▶ _Directive_
Write the listing below out again exactly, dropping the images.

-- begin --

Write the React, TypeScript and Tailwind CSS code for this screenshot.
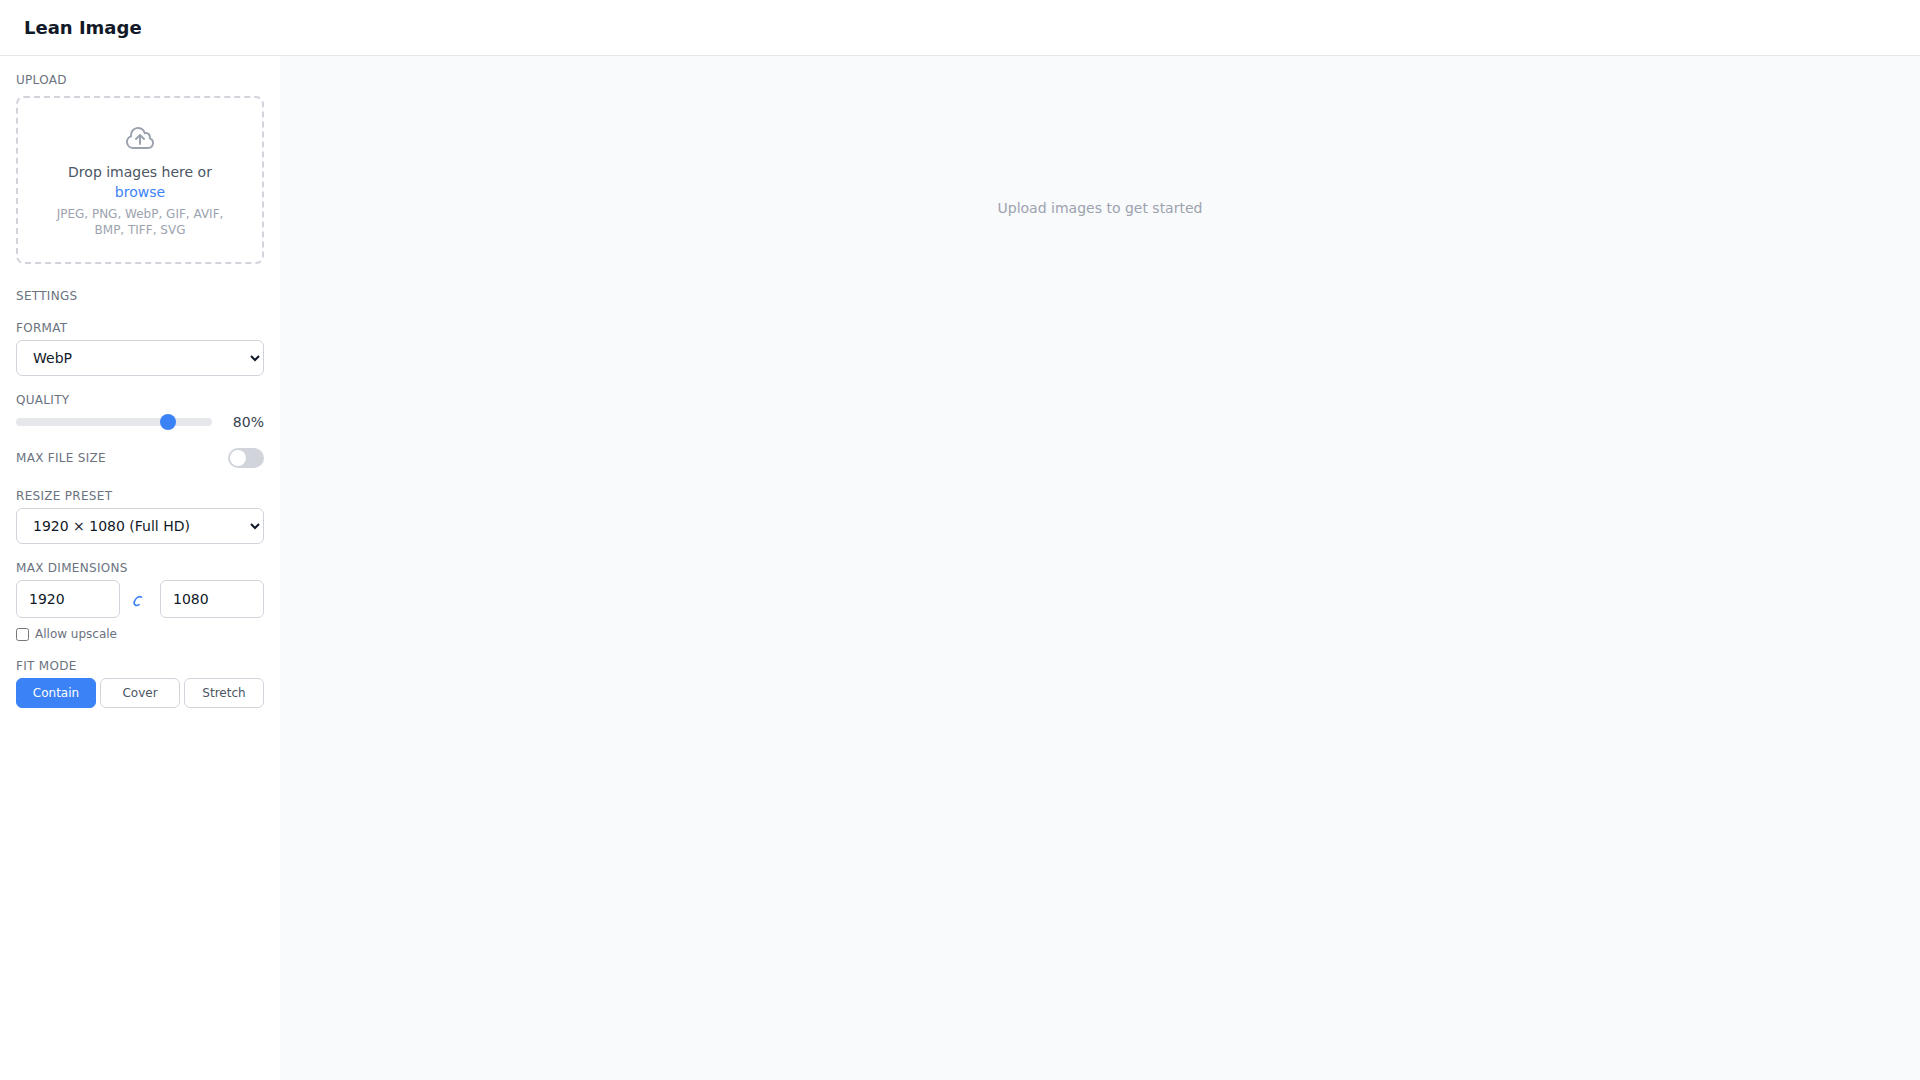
import { useState } from 'react'

const labelClass = 'block text-xs uppercase tracking-wide text-[#6b7280]'
const fieldClass = 'rounded-md border border-[#d1d5db] bg-white text-sm text-[#111827]'

export default function App() {
  const [format, setFormat] = useState('webp')
  const [preset, setPreset] = useState('fhd')
  const [quality, setQuality] = useState(80)

  return (
    <div className="flex h-screen flex-col overflow-hidden bg-[#f9fafb] font-['DejaVu_Sans',sans-serif] text-[#111827] antialiased">
      {/* Header */}
      <header className="flex h-14 shrink-0 items-center border-b border-[#e5e7eb] bg-white px-6">
        <h1 className="text-lg font-bold">Lean Image</h1>
      </header>

      <div className="flex min-h-0 flex-1">
        {/* Sidebar */}
        <aside className="w-[280px] shrink-0 bg-white p-4">
          <h2 className={`${labelClass} mb-2`}>Upload</h2>
          <div className="rounded-lg border-2 border-dashed border-[#d1d5db] p-6 text-center">
            <svg
              className="mx-auto mb-2 h-8 w-8 text-[#9ca3af]"
              viewBox="0 0 24 24"
              fill="none"
              stroke="currentColor"
              strokeWidth="1.5"
              strokeLinecap="round"
              strokeLinejoin="round"
            >
              <path d="M12 16.5V9.75m0 0 3 3m-3-3-3 3M6.75 19.5a4.5 4.5 0 0 1-1.41-8.775 5.25 5.25 0 0 1 10.233-2.33 3 3 0 0 1 3.758 3.848A3.752 3.752 0 0 1 18 19.5H6.75Z" />
            </svg>
            <p className="text-sm text-[#4b5563]">
              Drop images here or <span className="text-[#3b82f6]">browse</span>
            </p>
            <p className="mt-1 text-xs text-[#9ca3af]">JPEG, PNG, WebP, GIF, AVIF, BMP, TIFF, SVG</p>
          </div>

          <h2 className={`${labelClass} mt-6 mb-4`}>Settings</h2>
          <div className="space-y-4">
            <div>
              <label className={`${labelClass} mb-1`}>Format</label>
              <select value={format} onChange={e => setFormat(e.target.value)} className={`${fieldClass} h-9 w-full px-3`}>
                <option value="jpeg">JPEG</option>
                <option value="png">PNG</option>
                <option value="webp">WebP</option>
                <option value="avif">AVIF</option>
              </select>
            </div>

            <div>
              <label className={`${labelClass} mb-1`}>Quality</label>
              <div className="flex items-center gap-3">
                <input
                  type="range"
                  min={0}
                  max={100}
                  value={quality}
                  onChange={e => setQuality(Number(e.target.value))}
                  className="h-2 min-w-0 flex-1 appearance-none rounded-full bg-[#e5e7eb] [&::-webkit-slider-thumb]:h-4 [&::-webkit-slider-thumb]:w-4 [&::-webkit-slider-thumb]:appearance-none [&::-webkit-slider-thumb]:rounded-full [&::-webkit-slider-thumb]:bg-[#3b82f6]"
                />
                <span className="w-10 text-right text-sm text-[#374151]">{quality}%</span>
              </div>
            </div>

            <div className="flex items-center justify-between">
              <span className={labelClass}>Max file size</span>
              <span className="flex h-5 w-9 items-center rounded-full bg-[#d1d5db] px-0.5">
                <span className="h-4 w-4 rounded-full bg-white" />
              </span>
            </div>

            <div className="pt-1">
              <label className={`${labelClass} mb-1`}>Resize preset</label>
              <select value={preset} onChange={e => setPreset(e.target.value)} className={`${fieldClass} h-9 w-full px-3`}>
                <option value="none">None</option>
                <option value="fhd">1920 × 1080 (Full HD)</option>
                <option value="hd">1280 × 720 (HD)</option>
              </select>
            </div>

            <div>
              <label className={`${labelClass} mb-1`}>Max dimensions</label>
              <div className="flex items-center gap-2">
                <input defaultValue="1920" className={`${fieldClass} w-[104px] px-3 py-2`} />
                <svg className="h-4 w-6 text-[#3b82f6]" viewBox="0 0 24 16" fill="none" stroke="currentColor" strokeWidth="1.6" strokeLinecap="round">
                  <path d="M13.5 6.2C11 4.6 7.8 6.8 6.3 10.6 5.4 13.6 8.2 15.6 11 13.6" />
                </svg>
                <input defaultValue="1080" className={`${fieldClass} w-[104px] px-3 py-2`} />
              </div>
              <label className="mt-2 flex items-center gap-1.5 text-xs text-[#6b7280]">
                <input type="checkbox" className="m-0 h-[13px] w-[13px]" />
                Allow upscale
              </label>
            </div>

            <div>
              <label className={`${labelClass} mb-1`}>Fit mode</label>
              <div className="grid grid-cols-3 gap-1">
                <button className="rounded-md border border-[#3b82f6] bg-[#3b82f6] py-1.5 text-xs text-white">Contain</button>
                <button className="rounded-md border border-[#d1d5db] bg-white py-1.5 text-xs text-[#4b5563]">Cover</button>
                <button className="rounded-md border border-[#d1d5db] bg-white py-1.5 text-xs text-[#4b5563]">Stretch</button>
              </div>
            </div>
          </div>
        </aside>

        {/* Main */}
        <main className="flex-1 pt-[142px] text-center text-sm text-[#9ca3af]">Upload images to get started</main>
      </div>
    </div>
  )
}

-- end --

▶ _The response_
Write the React, TypeScript and Tailwind CSS code for this screenshot.
import { useState } from 'react'

const labelClass = 'block text-xs uppercase tracking-wide text-[#6b7280]'
const fieldClass = 'rounded-md border border-[#d1d5db] bg-white text-sm text-[#111827]'

export default function App() {
  const [format, setFormat] = useState('webp')
  const [preset, setPreset] = useState('fhd')
  const [quality, setQuality] = useState(80)

  return (
    <div className="flex h-screen flex-col overflow-hidden bg-[#f9fafb] font-['DejaVu_Sans',sans-serif] text-[#111827] antialiased">
      {/* Header */}
      <header className="flex h-14 shrink-0 items-center border-b border-[#e5e7eb] bg-white px-6">
        <h1 className="text-lg font-bold">Lean Image</h1>
      </header>

      <div className="flex min-h-0 flex-1">
        {/* Sidebar */}
        <aside className="w-[280px] shrink-0 bg-white p-4">
          <h2 className={`${labelClass} mb-2`}>Upload</h2>
          <div className="rounded-lg border-2 border-dashed border-[#d1d5db] p-6 text-center">
            <svg
              className="mx-auto mb-2 h-8 w-8 text-[#9ca3af]"
              viewBox="0 0 24 24"
              fill="none"
              stroke="currentColor"
              strokeWidth="1.5"
              strokeLinecap="round"
              strokeLinejoin="round"
            >
              <path d="M12 16.5V9.75m0 0 3 3m-3-3-3 3M6.75 19.5a4.5 4.5 0 0 1-1.41-8.775 5.25 5.25 0 0 1 10.233-2.33 3 3 0 0 1 3.758 3.848A3.752 3.752 0 0 1 18 19.5H6.75Z" />
            </svg>
            <p className="text-sm text-[#4b5563]">
              Drop images here or <span className="text-[#3b82f6]">browse</span>
            </p>
            <p className="mt-1 text-xs text-[#9ca3af]">JPEG, PNG, WebP, GIF, AVIF, BMP, TIFF, SVG</p>
          </div>

          <h2 className={`${labelClass} mt-6 mb-4`}>Settings</h2>
          <div className="space-y-4">
            <div>
              <label className={`${labelClass} mb-1`}>Format</label>
              <select value={format} onChange={e => setFormat(e.target.value)} className={`${fieldClass} h-9 w-full px-3`}>
                <option value="jpeg">JPEG</option>
                <option value="png">PNG</option>
                <option value="webp">WebP</option>
                <option value="avif">AVIF</option>
              </select>
            </div>

            <div>
              <label className={`${labelClass} mb-1`}>Quality</label>
              <div className="flex items-center gap-3">
                <input
                  type="range"
                  min={0}
                  max={100}
                  value={quality}
                  onChange={e => setQuality(Number(e.target.value))}
                  className="h-2 min-w-0 flex-1 appearance-none rounded-full bg-[#e5e7eb] [&::-webkit-slider-thumb]:h-4 [&::-webkit-slider-thumb]:w-4 [&::-webkit-slider-thumb]:appearance-none [&::-webkit-slider-thumb]:rounded-full [&::-webkit-slider-thumb]:bg-[#3b82f6]"
                />
                <span className="w-10 text-right text-sm text-[#374151]">{quality}%</span>
              </div>
            </div>

            <div className="flex items-center justify-between">
              <span className={labelClass}>Max file size</span>
              <span className="flex h-5 w-9 items-center rounded-full bg-[#d1d5db] px-0.5">
                <span className="h-4 w-4 rounded-full bg-white" />
              </span>
            </div>

            <div className="pt-1">
              <label className={`${labelClass} mb-1`}>Resize preset</label>
              <select value={preset} onChange={e => setPreset(e.target.value)} className={`${fieldClass} h-9 w-full px-3`}>
                <option value="none">None</option>
                <option value="fhd">1920 × 1080 (Full HD)</option>
                <option value="hd">1280 × 720 (HD)</option>
              </select>
            </div>

            <div>
              <label className={`${labelClass} mb-1`}>Max dimensions</label>
              <div className="flex items-center gap-2">
                <input defaultValue="1920" className={`${fieldClass} w-[104px] px-3 py-2`} />
                <svg className="h-4 w-6 text-[#3b82f6]" viewBox="0 0 24 16" fill="none" stroke="currentColor" strokeWidth="1.6" strokeLinecap="round">
                  <path d="M13.5 6.2C11 4.6 7.8 6.8 6.3 10.6 5.4 13.6 8.2 15.6 11 13.6" />
                </svg>
                <input defaultValue="1080" className={`${fieldClass} w-[104px] px-3 py-2`} />
              </div>
              <label className="mt-2 flex items-center gap-1.5 text-xs text-[#6b7280]">
                <input type="checkbox" className="m-0 h-[13px] w-[13px]" />
                Allow upscale
              </label>
            </div>

            <div>
              <label className={`${labelClass} mb-1`}>Fit mode</label>
              <div className="grid grid-cols-3 gap-1">
                <button className="rounded-md border border-[#3b82f6] bg-[#3b82f6] py-1.5 text-xs text-white">Contain</button>
                <button className="rounded-md border border-[#d1d5db] bg-white py-1.5 text-xs text-[#4b5563]">Cover</button>
                <button className="rounded-md border border-[#d1d5db] bg-white py-1.5 text-xs text-[#4b5563]">Stretch</button>
              </div>
            </div>
          </div>
        </aside>

        {/* Main */}
        <main className="flex-1 pt-[142px] text-center text-sm text-[#9ca3af]">Upload images to get started</main>
      </div>
    </div>
  )
}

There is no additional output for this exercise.